Vaticano atualiza doutrina: sexo no casamento é expressão de amor, não só procriação
Nova orientação do Vaticano sobre sexo no casamento

O Vaticano divulgou, no final do mês de novembro, uma nota doutrinal que aborda de forma renovada um tema sensível e recorrente dentro da Igreja Católica: o lugar da sexualidade no matrimônio. O documento, assinado pelo Dicastério para a Doutrina da Fé e aprovado pelo papa Leão XIV, traz uma visão que, ao mesmo tempo que mantém posições tradicionais, enfatiza com mais força o valor do sexo como expressão de amor e fortalecimento do vínculo entre os cônjuges.

O que muda na visão da Igreja sobre a intimidade conjugal

A orientação vaticana apresenta um equilíbrio entre continuidade e novos enfoques. O ato sexual dentro do casamento não precisa ter a procriação como objetivo imediato em toda relação, reconhecendo explicitamente sua função unitiva e afetiva. A nota afirma que a união sexual é uma forma de expressar a caridade conjugal e deve permanecer aberta à vida, mas isso não significa que deva buscar a geração de filhos a cada vez.

Para casais que não podem ter filhos, a mensagem é de plena inclusão.
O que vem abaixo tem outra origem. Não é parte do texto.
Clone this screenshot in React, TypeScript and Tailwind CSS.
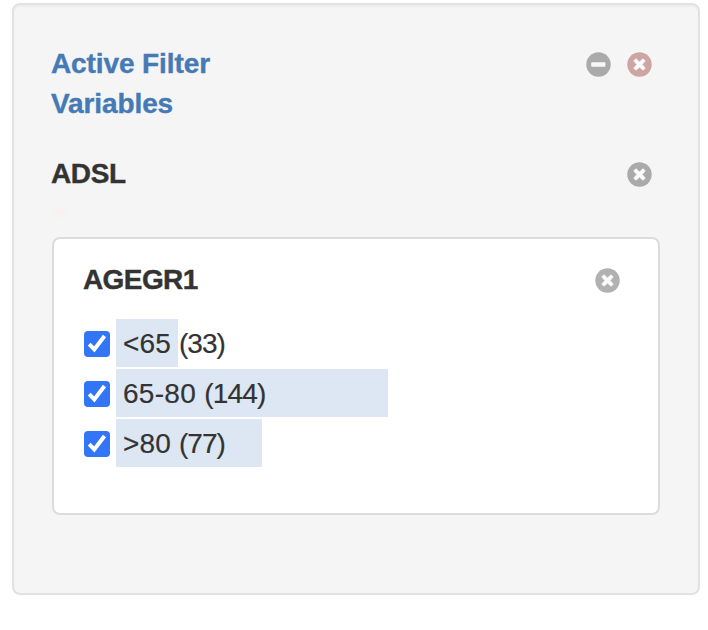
type IconProps = { kind: 'minus' | 'remove'; className: string };

function CircleIcon({ kind, className }: IconProps) {
  return (
    <svg viewBox="0 0 25 25" className={`block h-[25px] w-[25px] shrink-0 ${className}`}>
      <circle cx="12.5" cy="12.5" r="12.2" fill="currentColor" />
      {kind === 'minus' ? (
        <rect x="5.2" y="10.2" width="14.2" height="4.5" rx="0.6" fill="#f7f7f7" />
      ) : (
        <path
          d="M8.9 6.8 12.5 10 16.1 6.8 18.2 8.9 15 12.5 18.2 16.1 16.1 18.2 12.5 15 8.9 18.2 6.8 16.1 10 12.5 6.8 8.9Z"
          fill="#fafafa"
          stroke="#fafafa"
          strokeWidth="1"
          strokeLinejoin="round"
        />
      )}
    </svg>
  );
}

const choices = [
  {
    label: '<65',
    count: 33,
    bar: 'w-[62px]',
    labelTracking: 'tracking-[0.15px]',
    countTracking: 'tracking-[-0.95px]',
  },
  {
    label: '65-80',
    count: 144,
    bar: 'w-[272px]',
    labelTracking: 'tracking-[0.3px]',
    countTracking: 'tracking-[-0.8px]',
  },
  {
    label: '>80',
    count: 77,
    bar: 'w-[146px]',
    labelTracking: 'tracking-[0.15px]',
    countTracking: 'tracking-[-0.95px]',
  },
];

function Choice({ label, count, bar, labelTracking, countTracking }: (typeof choices)[number]) {
  return (
    <label className="flex h-12 items-center gap-1.5">
      <span
        role="checkbox"
        aria-checked="true"
        className="mt-0.5 h-[26px] w-[26px] shrink-0 rounded-[4px] bg-[#3275f6]"
      >
        <svg viewBox="0 0 26 26" className="block h-full w-full">
          <path d="M5.2 13.2 10.3 18.4 20.5 5" fill="none" stroke="#fff" strokeWidth="4" />
        </svg>
      </span>
      <span className={`flex h-12 items-center bg-[#dde7f3] pt-0.5 pl-[7px] whitespace-nowrap ${bar}`}>
        <span className="[-webkit-text-stroke:0.2px_#333]">
          <span className={labelTracking}>{label} </span>
          <span className={countTracking}>({count})</span>
        </span>
      </span>
    </label>
  );
}

export default function App() {
  return (
    <div className="h-[630px] w-[708px] overflow-hidden bg-white pt-[3px] pl-3 font-['Liberation_Sans',Arial,sans-serif] text-[28px] leading-10 text-[#333]">
      <section className="h-[592px] w-[688px] rounded-lg border-2 border-[#e2e2e2] bg-[#f5f5f5] px-[38px] pt-[39px] shadow-[inset_0_2px_2px_rgba(0,0,0,0.04)]">
        <header className="flex items-start justify-between pr-2">
          <h2 className="-ml-px w-[200px] font-bold tracking-[-0.1px] text-[#457ab5] [-webkit-text-stroke:0.4px_#457ab5]">
            Active Filter Variables
          </h2>
          <div className="flex gap-4 pt-2">
            <CircleIcon kind="minus" className="text-[#aaa]" />
            <CircleIcon kind="remove" className="text-[#cda6a3]" />
          </div>
        </header>
        <div className="mt-[30px] flex items-start justify-between pr-2">
          <h3 className="-ml-px font-bold tracking-[-0.4px] [-webkit-text-stroke:0.4px_#333]">ADSL</h3>
          <CircleIcon kind="remove" className="mt-2 text-[#aaa]" />
        </div>
        <div className="mt-[15px] ml-px h-2 w-[15px] rounded-full bg-[#f9f0f1] blur-[1px]" />
        <div className="mt-5 h-[278px] w-[608px] rounded-lg border-2 border-[#dcdcdc] bg-white px-[30px] pt-[21px]">
          <div className="flex items-start justify-between pr-2">
            <h4 className="-ml-px font-bold tracking-[-0.6px] [-webkit-text-stroke:0.4px_#333]">AGEGR1</h4>
            <CircleIcon kind="remove" className="mt-2 text-[#b1b1b1]" />
          </div>
          <div className="mt-[19px] flex flex-col gap-0.5">
            {choices.map((choice) => (
              <Choice key={choice.label} {...choice} />
            ))}
          </div>
        </div>
      </section>
    </div>
  );
}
O Vaticano declara que a esterilidade não invalida a vida conjugal nem restringe a vida sexual. A sexualidade desses casais é considerada legítima e moralmente válida, pois a dimensão de união e aprofundamento do vínculo permanece intacta. O documento ressalta que a razão de ser do casamento vai além da formação de uma família, sendo sobretudo a constituição de uma união duradoura fundada no amor.

O texto também aborda os períodos naturais de infertilidade, indicando que os casais podem aproveitá-los com ternura e intimidade, como manifestação de afeto e para salvaguardar a fidelidade mútua. Seguindo ensinamentos anteriores, a Igreja considera lícito levar em conta os ritmos naturais.

Limites mantidos: o que continua proibido

Apesar da abertura em reconhecer o valor unitivo do sexo, a nota doutrinal mantém firmes vetos em áreas consideradas imutáveis. Os métodos contraceptivos artificiais, como pílulas, DIU e preservativos, continuam expressamente rejeitados. A orientação segue a linha tradicional, indicando apenas os métodos naturais para o espaçamento das gestações.

A sexualidade moralmente lícita, segundo o documento, permanece restrita à relação entre um homem e uma mulher unidos pelo sacramento do matrimônio. Relações extraconjugais são tratadas como ruptura grave da fidelidade e do vínculo sacramental, independentemente da motivação.

O poliamor ou quaisquer arranjos que envolvam múltiplos parceiros também não têm espaço. O documento reafirma a monogamia como propriedade essencial e insubstituível do matrimônio católico, definindo-o como uma união tão íntima e total que não pode ser compartilhada com outros.

Recomendações: sexo como caminho espiritual e de pertença

O Vaticano vai além das regras e oferece uma visão positiva e construtiva para a vida sexual dos casais. O sexo é definido como uma expressão concreta da "caridade conjugal", ou seja, do amor comprometido e responsável que vai além do físico, envolvendo uma relação emocional e espiritual.

O conceito de "pertença recíproca" (mutua appartenenza) é apresentado como pilar do matrimônio. A intimidade sexual seria uma forma de renovar essa aliança e reafirmar o lugar central que o cônjuge ocupa na vida do outro.

O documento faz uma crítica clara ao que chama de "individualismo consumista pós-moderno" e à busca descontrolada pelo sexo. A sexualidade, para ser plena, deve ser integrada ao amor consciente e à responsabilidade, evitando ser reduzida a mero alívio ou consumo.

Em uma abordagem notável, o texto recorre não apenas à tradição bíblica – que vê a união conjugal como metáfora da relação entre Deus e seu povo – mas também cita poetas como Pablo Neruda e Eugenio Montale, e até reflexões do filósofo Kierkegaard. Isso reforça o caráter afetivo, simbólico e até poético que a vida sexual pode ter dentro do casamento.

A síntese da nova orientação poderia ser "prazer sim, mas com amor". O Vaticano, sob o pontificado de Leão XIV, valoriza e deseja a sexualidade no casamento, desde que vivida como expressão de um amor exclusivo, duradouro e fraterno. O prazer não é condenado; o problema, alerta o texto, está no prazer desvinculado do compromisso, que pode terminar na amargura da solidão.